We had a little time to walk on the rocks at Thunder Hole. I went back to look at my favorite tree.




We were closer to the whale now, so I zoomed in again. This time I caught some whale on camera.


You'll have to trust me on this; it's a whale.


VI: Jordan Pond

We arrived at Jordan Pond House just in time for our reservation. Our seat was at a window overlooking a construction site above the pond. After lunch I was determined to find the Bar Harbor camera trained on the Bubbles. There was an observation deck, so we went up there and I did my best to imitate the Bar Harbor Cam point of view.


Then I turned around to look for the camera.


Found it, I think.


(This is out of chronological order; I took the screen grab and the next two photos after we'd walked around the pond.)




The Jordan Pond trail is 3 miles. We went maybe half a mile in and then turned back.
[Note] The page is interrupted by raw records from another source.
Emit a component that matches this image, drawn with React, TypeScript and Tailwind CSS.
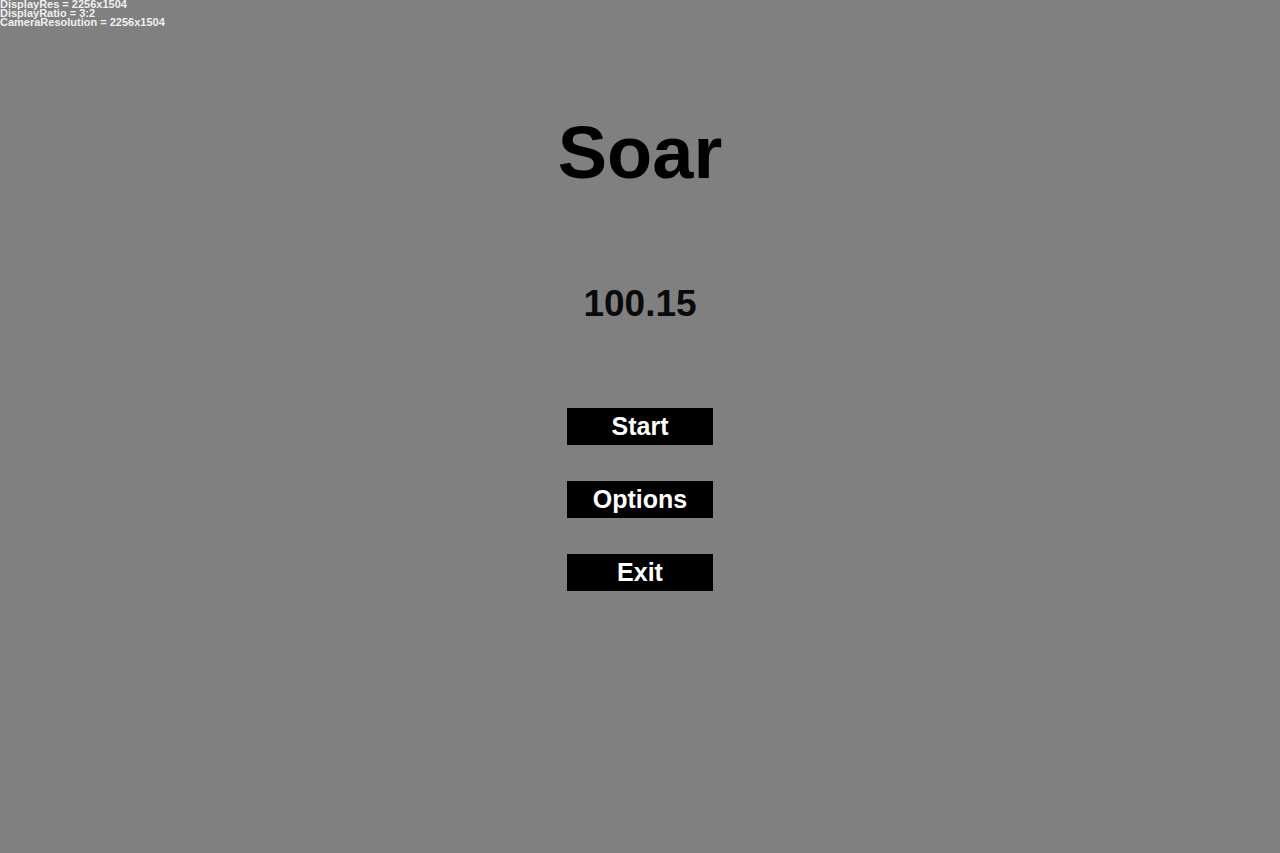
import React from "react";

const stats = [
  "DisplayRes = 2256x1504",
  "DisplayRatio = 3:2",
  "CameraResolution = 2256x1504",
];

const menu = ["Start", "Options", "Exit"];

export default function App() {
  return (
    <div className="relative min-h-screen w-full bg-[#808080] font-['Liberation_Sans',Arial,sans-serif]">
      {/* debug overlay */}
      <div className="absolute left-0 top-0 text-[11px] font-bold leading-[9px] text-[#f0f0f0]">
        {stats.map((s) => (
          <div key={s}>{s}</div>
        ))}
      </div>

      <div className="flex flex-col items-center">
        <h1 className="mt-[116px] text-[74px] font-bold leading-none text-black">Soar</h1>
        <div className="mt-[95px] text-[37px] font-bold leading-none text-[#0a0a0a]">100.15</div>

        <div className="mt-[86px] flex flex-col gap-[36px]">
          {menu.map((m) => (
            <button
              key={m}
              className="flex h-[37px] w-[146px] items-center justify-center bg-black text-[25px] font-bold text-white"
            >
              {m}
            </button>
          ))}
        </div>
      </div>
    </div>
  );
}
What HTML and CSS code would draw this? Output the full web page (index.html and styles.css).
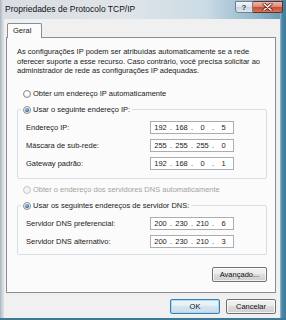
FILE: index.html
```html
<!DOCTYPE html>
<html lang="pt">
<head>
  <meta charset="UTF-8" />
  <title>Propriedades de Protocolo TCP/IP</title>
  <link rel="stylesheet" href="styles.css">
</head>
<body>
  <div class="window">
    <div class="titlebar">
      <span class="title">Propriedades de Protocolo TCP/IP</span>
      <div class="caption">
        <span class="cap-help">?</span>
        <span class="cap-close">
          <svg width="11" height="8" viewBox="0 0 11 8">
            <path d="M2 1 L9 7 M9 1 L2 7" stroke="#5a1e14" stroke-width="3" stroke-linecap="round"/>
            <path d="M2 1 L9 7 M9 1 L2 7" stroke="#ffffff" stroke-width="1.6" stroke-linecap="round"/>
          </svg>
        </span>
      </div>
    </div>

    <div class="client">
      <div class="tabs">
        <div class="tab">Geral</div>
      </div>

      <div class="panel">
        <p class="intro">
          As configurações IP podem ser atribuídas automaticamente se a rede
          oferecer suporte a esse recurso. Caso contrário, você precisa solicitar ao
          administrador de rede as configurações IP adequadas.
        </p>

        <div class="radio first"><span class="rb"></span>Obter um endereço IP automaticamente</div>

        <fieldset class="group ip-group">
          <legend><span class="radio in-legend"><span class="rb on"></span>Usar o seguinte endereço IP:</span></legend>
          <div class="row">
            <span class="label">Endereço IP:</span>
            <div class="ip"><span class="oct">192</span><span class="sep">.</span><span class="oct">168</span><span class="sep">.</span><span class="oct">0</span><span class="sep">.</span><span class="oct">5</span></div>
          </div>
          <div class="row">
            <span class="label">Máscara de sub-rede:</span>
            <div class="ip"><span class="oct">255</span><span class="sep">.</span><span class="oct">255</span><span class="sep">.</span><span class="oct">255</span><span class="sep">.</span><span class="oct">0</span></div>
          </div>
          <div class="row">
            <span class="label">Gateway padrão:</span>
            <div class="ip"><span class="oct">192</span><span class="sep">.</span><span class="oct">168</span><span class="sep">.</span><span class="oct">0</span><span class="sep">.</span><span class="oct">1</span></div>
          </div>
        </fieldset>

        <div class="radio disabled"><span class="rb"></span>Obter o endereço dos servidores DNS automaticamente</div>

        <fieldset class="group dns-group">
          <legend><span class="radio in-legend"><span class="rb on"></span>Usar os seguintes endereços de servidor DNS:</span></legend>
          <div class="row">
            <span class="label">Servidor DNS preferencial:</span>
            <div class="ip"><span class="oct">200</span><span class="sep">.</span><span class="oct">230</span><span class="sep">.</span><span class="oct">210</span><span class="sep">.</span><span class="oct">6</span></div>
          </div>
          <div class="row">
            <span class="label">Servidor DNS alternativo:</span>
            <div class="ip"><span class="oct">200</span><span class="sep">.</span><span class="oct">230</span><span class="sep">.</span><span class="oct">210</span><span class="sep">.</span><span class="oct">3</span></div>
          </div>
        </fieldset>

        <div class="adv-row">
          <button class="btn adv">Avançado...</button>
        </div>
      </div>

      <div class="footer">
        <button class="btn default">OK</button>
        <button class="btn">Cancelar</button>
      </div>
    </div>
  </div>
</body>
</html>
```

FILE: styles.css
```css
* {
  box-sizing: border-box;
}

body {
  margin: 0;
  font-family: "Liberation Sans", Arial, sans-serif;
  font-size: 7.5px;
  color: #1a1a1a;
}

.window {
  width: 286px;
  height: 320px;
  display: flex;
  flex-direction: column;
  padding: 0 6px 2px 4px;
  background:
    linear-gradient(#3d7a97, #3d7a97) left bottom / 100% 2px no-repeat,
    linear-gradient(to right, #9cc0d3 0, #4a86a3 2px, #3f7d9a 100%) right top / 6px 100% no-repeat,
    linear-gradient(to right, #aab5bf 0, #d9dee3 3px, #dfe4e9 45%, #cbdbe5 72%, #8fb5ca 90%, #5e95b2 100%);
}

/* title bar */
.titlebar {
  height: 19px;
  display: flex;
  align-items: center;
  margin-right: -6px;
  padding: 0 3px 0 1px;
}

.title {
  font-size: 8.5px;
  color: #111;
  padding-bottom: 1px;
}

.caption {
  margin-left: auto;
  align-self: flex-start;
  margin-top: 1px;
  display: flex;
}

.cap-help {
  width: 18px;
  height: 12px;
  border: 1px solid #6f7f8d;
  border-bottom-left-radius: 3px;
  background: linear-gradient(#f3f6f9 0%, #dfe6ec 48%, #c9d4dd 52%, #dfe8ee 100%);
  color: #34424f;
  font-size: 8px;
  font-weight: bold;
  display: flex;
  align-items: center;
  justify-content: center;
}

.cap-close {
  width: 30px;
  height: 12px;
  border: 1px solid #6b2b20;
  border-left: none;
  border-bottom-right-radius: 3px;
  background: linear-gradient(#ecb8ab 0%, #dc8a76 45%, #c64a30 52%, #d9745a 100%);
  display: flex;
  align-items: center;
  justify-content: center;
}

/* client area */
.client {
  flex: 1;
  background: #f0f0f0;
  display: flex;
  flex-direction: column;
  padding: 0 4px 0 2px;
}

.tabs {
  display: flex;
  padding: 4px 0 0 1px;
}

.tab {
  position: relative;
  z-index: 1;
  height: 15px;
  margin-bottom: -1px;
  padding: 0 10px 0 5px;
  line-height: 13px;
  border: 1px solid #898c95;
  border-bottom: none;
  border-radius: 2px 2px 0 0;
  background: #fcfcfc;
}

.panel {
  height: 256px;
  border: 1px solid #898c95;
  background: #fbfbfb;
  padding: 9px 8px 0 10px;
  display: flex;
  flex-direction: column;
}

.intro {
  margin: 0;
  line-height: 9.5px;
}

/* radios */
.radio {
  display: flex;
  align-items: center;
  gap: 2px;
  height: 10px;
  line-height: 10px;
  padding-left: 6px;
  white-space: nowrap;
}

.radio.first {
  margin-top: 13px;
}

.radio.in-legend {
  padding-left: 0;
}

.radio.disabled {
  margin-top: 6px;
  color: #a3a3a3;
}

.rb {
  flex: none;
  width: 8px;
  height: 8px;
  border-radius: 50%;
  border: 1px solid #8c8c8c;
  background: radial-gradient(circle at 50% 40%, #ffffff 30%, #dcdcdc 100%);
  display: flex;
  align-items: center;
  justify-content: center;
}

.rb.on::after {
  content: "";
  width: 4px;
  height: 4px;
  border-radius: 50%;
  background: radial-gradient(circle at 40% 35%, #9ccbee 0%, #2a6aa3 60%, #17497c 100%);
}

.radio.disabled .rb {
  border-color: #c6c6c6;
  background: #f4f4f4;
}

/* group boxes */
.group {
  margin: 6px 0 0 0;
  padding: 4px 8px 5px 8px;
  border: 1px solid #d5dfe5;
  border-radius: 2px;
  min-width: 0;
}

.group legend {
  padding: 0 2px;
  margin-left: -5px;
}

.dns-group {
  padding-bottom: 3px;
}

.row {
  display: flex;
  align-items: center;
  height: 18px;
}

.label {
  width: 124px;
}

.ip {
  width: 84px;
  height: 13px;
  border: 1px solid #abadb3;
  background: #fff;
  display: flex;
  align-items: center;
  justify-content: center;
  color: #222;
}

.oct {
  width: 17px;
  text-align: center;
}

.sep {
  width: 4px;
  text-align: center;
}

/* buttons */
.adv-row {
  display: flex;
  justify-content: flex-end;
  margin-top: 12px;
}

.btn {
  width: 50px;
  height: 15px;
  padding: 0;
  font-family: inherit;
  font-size: 7.5px;
  color: #111;
  border: 1px solid #707070;
  border-radius: 2px;
  background: linear-gradient(#f3f3f3 0%, #ebebeb 45%, #dddddd 50%, #cfcfcf 100%);
  box-shadow: inset 0 0 0 1px rgba(255, 255, 255, 0.7);
}

.btn.adv {
  width: 55px;
}

.btn.default {
  border-color: #3c7fb1;
  background: linear-gradient(#eef6fb 0%, #e4eff6 45%, #d5e5f0 50%, #c8dcea 100%);
  box-shadow: inset 0 0 0 1px #a9d9f4;
}

.footer {
  display: flex;
  justify-content: flex-end;
  gap: 6px;
  padding-top: 6px;
}
```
There was something like an azalea growing wild on the trail.




We crossed a little dam.





VII: Cadillac Summit

As we left Jordan Pond I noticed some clouds rolling in. The light now had that slightly polarized look to it. Thinking it would make for some interesting pictures, I turned the car onto the Cadillac Mountain road. If nothing else it would help me remember the inclines and turns ahead of taking Miss Piggy here in a couple of days. I paid special attention to the switchbacks, making note of where I would this time not, under any circumstances, look over the edge.

At the summit we were level with the clouds and at the edge of a fog that was moving in. I like fog. It makes for interesting pictures.










I zoomed in to the town of Bar Harbor, Bar Island, and the land bridge.




The true summit isn't where the parking lot and paved path is. To see the summit marker we walked in on the South Summit trail, which was wide enough for a car and looked more like a gravel road. On our way in we passed a group coming out. They told us where to look for the marker. I'm not sure I would have found it otherwise.


I stood on top of the rock where the marker was embedded. Jack looked on.


The fog was getting thicker.






We watched a rabbit take a dust bath on the trail.





There is good cell reception at the top of Cadillac Mountain. While I was taking pictures Jack was snarking out on Facebook, telling the world that he'd climbed to the summit of Cadillac Mountain (all the way from the car!)


VIII:  Blue Hill Overlook

I pulled into the Blue Hill Overlook parking lot on the way down. Looking at the fog, Jack opted to stay in the car. "This bears a remarkable resemblance to the Isle of Skye," he said. Ha, ha, ha. I got out. I was the only one there.









The fog was blowing around me. I took a quick video.





IX: Et Cetera

It was all downhill from there. Between the fog, the steep curves, and the 35 mph speed limit, I think we ran electric all the way into Bar Harbor. When we parked at the hotel the trip summary said we'd averaged 99.9 mpg for 6.3 miles.


We made reservations for a late dinner at Havana, a restaurant founded by College of the Atlantic graduates and with a wine collection that made Jack whimper. If he could drink their wine every night maybe we could move up here. In the twilight the mountain to the south of town (Dorr, I think) was still shrouded in fog.


One of the ice cream shops was still open when we left the restaurant well after 9:30 p.m. Despite the chill we sat outside with our ice cream. I had some raspberry thing, something with "raspberry" and "disaster" in the name. It was good. We'll have to go back because the flavors were creative and none involved lobster.

We'll also have to poke our heads into Cool as a Moose, among other touristy souvenir shops loaded down with moose paraphernalia.


X: Nothing

It's almost 1:00 p.m. now. The tide is going out again. I've finished my coffee (Dead Man's Brew from Homestead, which I brought from home, along with a grinder and a press, because I have little faith anyone can provide me with the proper fuel up here). I should upload this post and get a move on before the Margaret Todd comes back for her afternoon sail.